Letters

During the bouts of cancer diagnosis and treatments, Rachel writes e-mails to keep her friends and family updated on her thoughts and spiritual walk.

Surgery

January 14, 2005

Surgery is only a few days away and, to be honest, I’ve gotten pretty emotional about it. More emotional than I would expect to be and definitely more emotional than I’d like to be.

 

I’m confident it’s the right decision, I’m not afraid of the surgery and I think (and hope) that I’ll be fairly happy with the end result. But for some reason I’m a basket case.

 

Maybe I was so excited to get through chemo and now I have to face the next step so soon when I’d just like to enjoy feeling good for a little while longer. Or maybe this is another “cancer moment” where it hits me what a big drag this whole deal is.

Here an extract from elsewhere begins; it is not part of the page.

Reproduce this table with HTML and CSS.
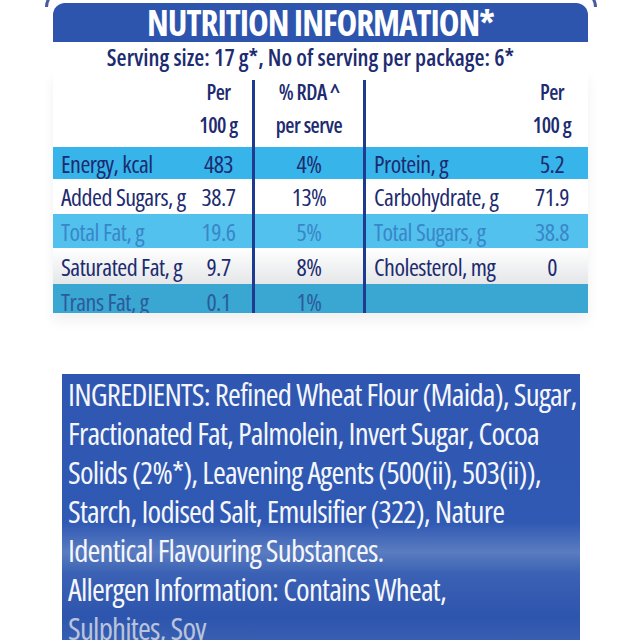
FILE: index.html
```html
<!DOCTYPE html>
<html>
<head>
<meta charset="utf-8">
<link rel="stylesheet" href="styles.css">
</head>
<body>
<div class="page">
  <div class="frame-arc"></div>
  <section class="nutrition">
    <h1 class="title">NUTRITION INFORMATION*</h1>
    <p class="serving">Serving size: 17 g*, No of serving per package: 6*</p>
    <div class="table">
      <div class="row head">
        <span class="lbl"></span>
        <span class="val">Per<br>100 g</span>
        <span class="rule"></span>
        <span class="rda">% RDA ^<br>per serve</span>
        <span class="rule"></span>
        <span class="lbl"></span>
        <span class="val">Per<br>100 g</span>
      </div>
      <div class="row r1">
        <span class="lbl">Energy, kcal</span><span class="val">483</span><span class="rule"></span>
        <span class="rda">4%</span><span class="rule"></span>
        <span class="lbl">Protein, g</span><span class="val">5.2</span>
      </div>
      <div class="row r2">
        <span class="lbl">Added Sugars, g</span><span class="val">38.7</span><span class="rule"></span>
        <span class="rda">13%</span><span class="rule"></span>
        <span class="lbl">Carbohydrate, g</span><span class="val">71.9</span>
      </div>
      <div class="row r3">
        <span class="lbl">Total Fat, g</span><span class="val">19.6</span><span class="rule"></span>
        <span class="rda">5%</span><span class="rule"></span>
        <span class="lbl">Total Sugars, g</span><span class="val">38.8</span>
      </div>
      <div class="row r4">
        <span class="lbl">Saturated Fat, g</span><span class="val">9.7</span><span class="rule"></span>
        <span class="rda">8%</span><span class="rule"></span>
        <span class="lbl">Cholesterol, mg</span><span class="val">0</span>
      </div>
      <div class="row r5">
        <span class="lbl">Trans Fat, g</span><span class="val">0.1</span><span class="rule"></span>
        <span class="rda">1%</span><span class="rule"></span>
        <span class="lbl"></span><span class="val"></span>
      </div>
    </div>
  </section>
  <section class="ingredients">
    <p>INGREDIENTS: Refined Wheat Flour (Maida), Sugar,<br>
    Fractionated Fat, Palmolein, Invert Sugar, Cocoa<br>
    Solids (2%*), Leavening Agents (500(ii), 503(ii)),<br>
    Starch, Iodised Salt, Emulsifier (322), Nature<br>
    Identical Flavouring Substances.<br>
    Allergen Information: Contains Wheat,<br>
    <span class="fade">Sulphites, Soy</span></p>
  </section>
</div>
</body>
</html>
```
FILE: styles.css
```css
html, body {
  margin: 0;
  padding: 0;
  background: #ffffff;
}
.page {
  position: relative;
  width: 640px;
  height: 640px;
  overflow: hidden;
  background: #ffffff;
}
.frame-arc {
  position: absolute;
  left: 45px;
  top: -10px;
  width: 546px;
  height: 14px;
  border: 3px solid #2a3f8f;
  border-bottom: none;
  border-top-left-radius: 20px;
  border-top-right-radius: 20px;
  opacity: 0.85;
}
.nutrition {
  position: relative;
  margin: 3px 0 0 53px;
  width: 535px;
  font-family: "Open Sans", "DejaVu Sans Condensed", sans-serif;
  font-stretch: 75%;
  color: #1d2b70;
  background: #ffffff;
}
.title {
  margin: 0;
  height: 39px;
  line-height: 39px;
  background: #2d55ad;
  border-radius: 12px 12px 0 0;
  color: #ffffff;
  font-size: 35px;
  font-weight: 700;
  letter-spacing: -1px;
  text-align: center;
}
.serving {
  margin: 0;
  height: 28px;
  line-height: 30px;
  font-size: 23px;
  font-weight: 600;
  letter-spacing: 0;
  text-align: center;
  padding-right: 20px;
}
.table {
  display: flex;
  flex-direction: column;
  box-shadow: 0 8px 12px rgba(0, 0, 0, 0.06);
}
.row {
  display: grid;
  grid-template-columns: 140px 59px 3px 108px 3px 158px 64px;
  height: 34px;
  font-size: 24px;
  font-weight: 500;
  letter-spacing: -0.5px;
  overflow: hidden;
}
.row > span {
  height: 100%;
  display: flex;
  align-items: center;
  white-space: nowrap;
}
.lbl { padding-left: 8px; }
.val { justify-content: center; padding-right: 8px; }
.rda { justify-content: center; }
.rule { background: #1e3b8f; }
.head {
  height: 77px;
  font-size: 21px;
  font-weight: 600;
  line-height: 33px;
}
.head > span {
  text-align: center;
  align-items: flex-end;
  padding-bottom: 5px;
  box-sizing: border-box;
}
.head .rule { margin-top: 10px; height: auto; }
.r1 { background: #37b5ea; height: 32px; }
.r2 { background: #ffffff; height: 35px; }
.r3 { background: #52c1ee; color: #3a86c8; }
.r4 { background: linear-gradient(#ffffff, #e4e6e8); height: 36px; }
.r5 { background: #3aa6d2; color: #2b5b9b; height: 29px; }
.r5 > span { height: 34px; }
.ingredients {
  margin: 61px 0 0 62px;
  width: 518px;
  height: 270px;
  background: linear-gradient(#2f57b2 0%, #3059b3 55%, #5a7cc0 66%, #3a61b4 74%, #2e55ad 90%, #3a60b3 100%);
  font-family: "Open Sans", sans-serif;
  font-stretch: 75%;
  color: #f4f6fb;
}
.ingredients p {
  margin: 0;
  padding: 1px 0 0 6px;
  font-size: 31px;
  font-weight: 500;
  line-height: 39px;
  letter-spacing: -0.8px;
  white-space: nowrap;
}
.fade { color: #b8c4dc; }
```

Or maybe I’m struggling with feeling unfeminine because I’m about to look like a pathetic commando for the next three months – buzzed hair, bruised and bandaged and a bit of a mess while we go through this whole reconstruction thing. Of course, there are some serious hormone issues residual from the chemo that I have just started to factor into the equation. I don’t know what it is. But I don’t like to talk about it because I get sad – as in “weep at the drop of a hat sad.” So, if I’m not answering the phone or responding to e-mails…that’s why. Sorry.

 

Met my plastic surgeon last week. It’s always a bit disconcerting being the only one in a bathrobe when you meet someone for the first time but I’m starting to get used to it. Anyway, he’s nice and very professional.

 

Neil’s mom arrives on Saturday to help until I’m able to be on my own again. I honestly don’t know how we would have done this without the help of The Grandmas. They have been amazing – so selfless and giving, tireless in their ability to care for one grumpy invalid and two toddlers. I am so grateful for their willingness to come and help us through this.

 

Some nitty gritty stuff because people are asking: Surgery is at 12:30pm on Monday (January 17th). At UBC. I will be in the hospital for one night, maybe two. Dr. McGregor will do the mastectomies and then Dr. Lennox will remove my port-o-cath and insert the tissue expanders behind my pectoralis muscle. The implant cannot go right against the skin so they put a tissue expander in. I will go in every two weeks for the next couple of months and have more saline injected into the expander to gently stretch the muscle. Then, in May/June, they will take out the expander and put in the permanent implant. Of course, these things only last – if you’re lucky – 25 to 30 years so I will go through this whole deal again before I’m 65. I comfort myself with knowing that I will be the envy of all the ladies at the seniors centre.

 

This verse sits on my window sill above the kitchen sink these days: “My flesh and my heart may fail but God is the strength of my heart and my portion forever.” (Psalm 73:26.) Appropriate, don’t you think? Particularly these days but I like it because it applies to each day…and forever.

 

Neil will e-mail and let you know how surgery went.